This monograph explores the very general question of the dynamics of generic homeomorphisms on certain compact metric spaces \(X\). The group \(H(X)\) of homeomorphisms on \(X\) is a topological group with a separable and completely metrizable topology, and hence has the Baire property that any countable intersections of open dense sets is dense (i.e., is a residual set). The authors say that a property \(P\) is satisfied by a generic homeomorphism if the set of \(f\in H(X)\) that satisfy \(P\) contains a residual set.
It is perhaps unsurprising that the dynamics arising in this general situation is complex, given that the category of continuous functions is so much broader than the category of smooth functions. It is surprising than the dynamics is as complicated as it turns out to be. For example, if \(X\) is a compact, smooth manifold without boundary of dimension two or greater, and if \(f\) is a generic map on \(X\) with attractor \(A\), then: (a) \(A\) contains infinitely many repellors for \(f\); (b) the interior of \(A\) is non-empty; (c) \(A\) is a union of the basins of repulsion for the repellors contained in \(A\); (d) the topological boundary \(\partial A\) is a quasi-attractor (the intersection of a sequence of attractors, but not an attractor), and analogously for repellors; and (e) there are uncountably many distinct sequences \(A_1\supset R_1\supset A_2\supset R_2\supset \dots\) with \(A=A_1\) where the \(A_i\) are attractors and the \(R_i\)’s are repellors.

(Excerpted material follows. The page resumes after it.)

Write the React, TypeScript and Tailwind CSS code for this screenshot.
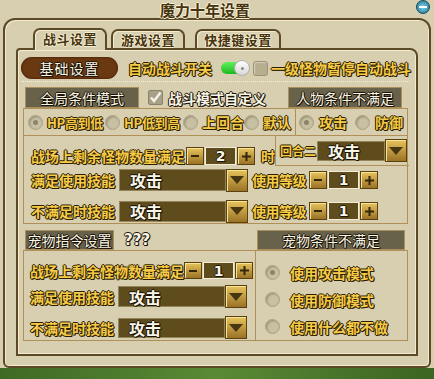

The authors’ approach and techniques are essentially topological; they build tools to characterize generic homeomorphisms, and in the process identity properties that are immune to the fairly violent perturbations possible in the category of continuous functions. The authors include a section that applies their analysis to the circle \(\widehat{S}'\) where the generic dynamics are not as complicated as in the more general case, and more intuitively accessible.